Exercise aim
Your task is to repeat the lines below exactly, excluding any pictures they contain.

•••••

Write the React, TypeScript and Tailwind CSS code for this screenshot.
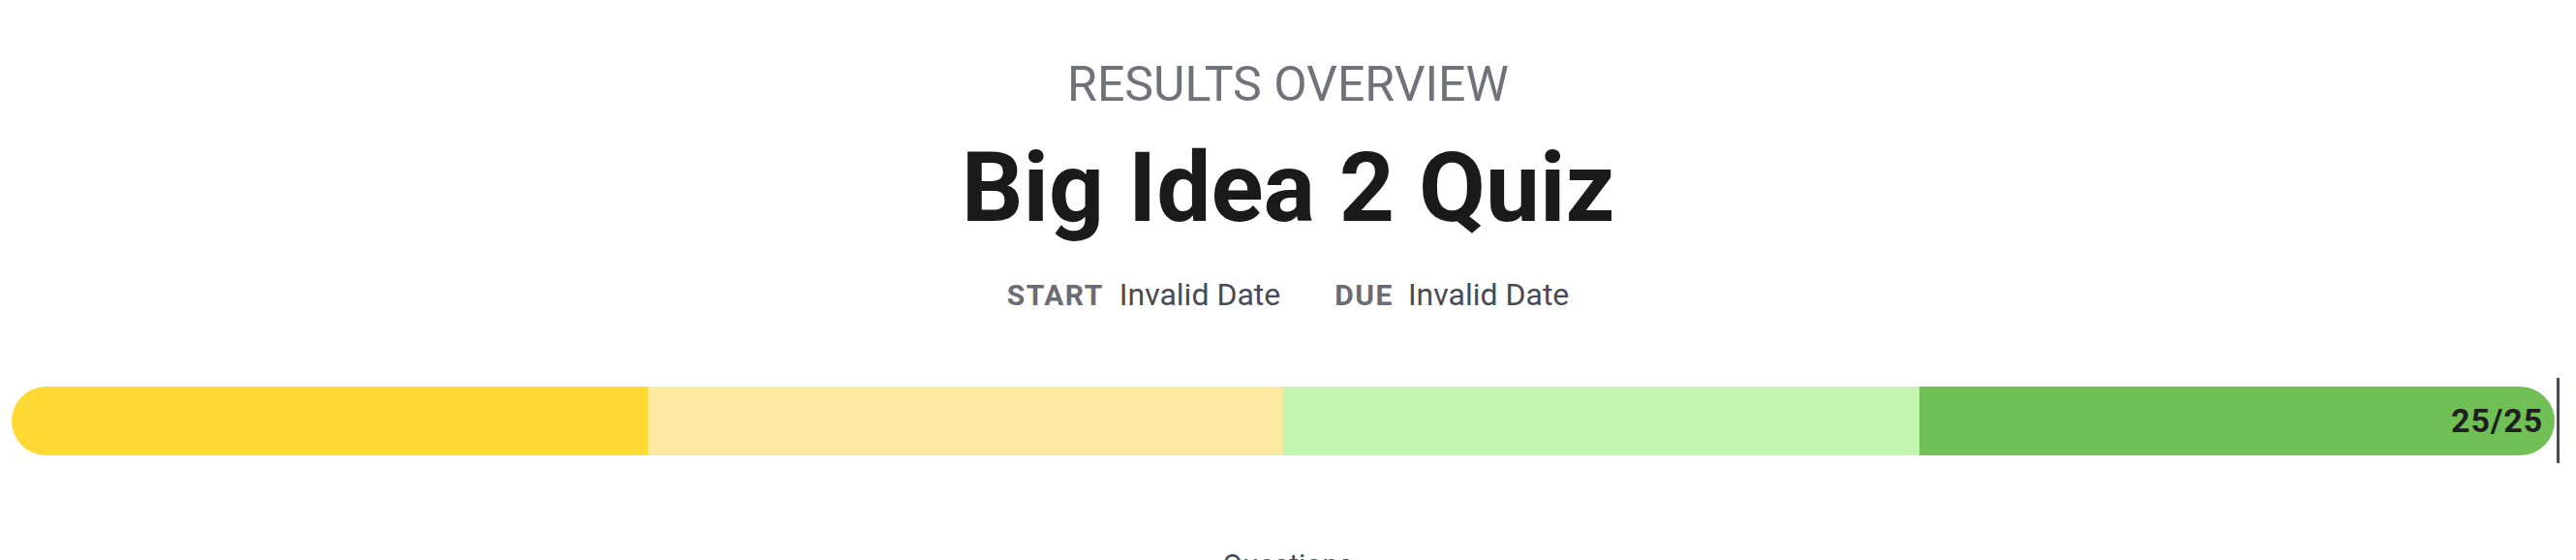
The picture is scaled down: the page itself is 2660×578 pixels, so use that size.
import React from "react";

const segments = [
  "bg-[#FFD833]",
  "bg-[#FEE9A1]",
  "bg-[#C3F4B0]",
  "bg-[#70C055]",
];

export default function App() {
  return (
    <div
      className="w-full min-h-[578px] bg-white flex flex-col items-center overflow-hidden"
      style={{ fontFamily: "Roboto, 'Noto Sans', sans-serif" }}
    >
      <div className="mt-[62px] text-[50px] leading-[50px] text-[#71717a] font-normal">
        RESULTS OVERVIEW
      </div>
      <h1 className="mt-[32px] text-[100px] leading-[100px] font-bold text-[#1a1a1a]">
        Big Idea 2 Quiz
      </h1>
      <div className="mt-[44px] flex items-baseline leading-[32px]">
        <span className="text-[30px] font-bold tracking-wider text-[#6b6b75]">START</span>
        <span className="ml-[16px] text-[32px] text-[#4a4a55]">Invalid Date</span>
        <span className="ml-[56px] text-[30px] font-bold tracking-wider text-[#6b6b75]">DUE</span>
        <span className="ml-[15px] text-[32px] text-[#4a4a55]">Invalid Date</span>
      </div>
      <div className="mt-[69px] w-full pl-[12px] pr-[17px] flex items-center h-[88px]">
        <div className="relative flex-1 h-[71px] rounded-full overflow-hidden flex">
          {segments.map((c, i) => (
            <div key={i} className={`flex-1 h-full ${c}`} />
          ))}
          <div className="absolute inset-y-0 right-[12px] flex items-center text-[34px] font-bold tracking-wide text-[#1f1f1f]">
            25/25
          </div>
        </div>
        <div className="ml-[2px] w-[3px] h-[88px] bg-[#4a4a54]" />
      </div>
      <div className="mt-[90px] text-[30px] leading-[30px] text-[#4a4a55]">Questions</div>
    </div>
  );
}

•••••

Output of the exercise
Write the React, TypeScript and Tailwind CSS code for this screenshot.
The picture is scaled down: the page itself is 2660×578 pixels, so use that size.
import React from "react";

const segments = [
  "bg-[#FFD833]",
  "bg-[#FEE9A1]",
  "bg-[#C3F4B0]",
  "bg-[#70C055]",
];

export default function App() {
  return (
    <div
      className="w-full min-h-[578px] bg-white flex flex-col items-center overflow-hidden"
      style={{ fontFamily: "Roboto, 'Noto Sans', sans-serif" }}
    >
      <div className="mt-[62px] text-[50px] leading-[50px] text-[#71717a] font-normal">
        RESULTS OVERVIEW
      </div>
      <h1 className="mt-[32px] text-[100px] leading-[100px] font-bold text-[#1a1a1a]">
        Big Idea 2 Quiz
      </h1>
      <div className="mt-[44px] flex items-baseline leading-[32px]">
        <span className="text-[30px] font-bold tracking-wider text-[#6b6b75]">START</span>
        <span className="ml-[16px] text-[32px] text-[#4a4a55]">Invalid Date</span>
        <span className="ml-[56px] text-[30px] font-bold tracking-wider text-[#6b6b75]">DUE</span>
        <span className="ml-[15px] text-[32px] text-[#4a4a55]">Invalid Date</span>
      </div>
      <div className="mt-[69px] w-full pl-[12px] pr-[17px] flex items-center h-[88px]">
        <div className="relative flex-1 h-[71px] rounded-full overflow-hidden flex">
          {segments.map((c, i) => (
            <div key={i} className={`flex-1 h-full ${c}`} />
          ))}
          <div className="absolute inset-y-0 right-[12px] flex items-center text-[34px] font-bold tracking-wide text-[#1f1f1f]">
            25/25
          </div>
        </div>
        <div className="ml-[2px] w-[3px] h-[88px] bg-[#4a4a54]" />
      </div>
      <div className="mt-[90px] text-[30px] leading-[30px] text-[#4a4a55]">Questions</div>
    </div>
  );
}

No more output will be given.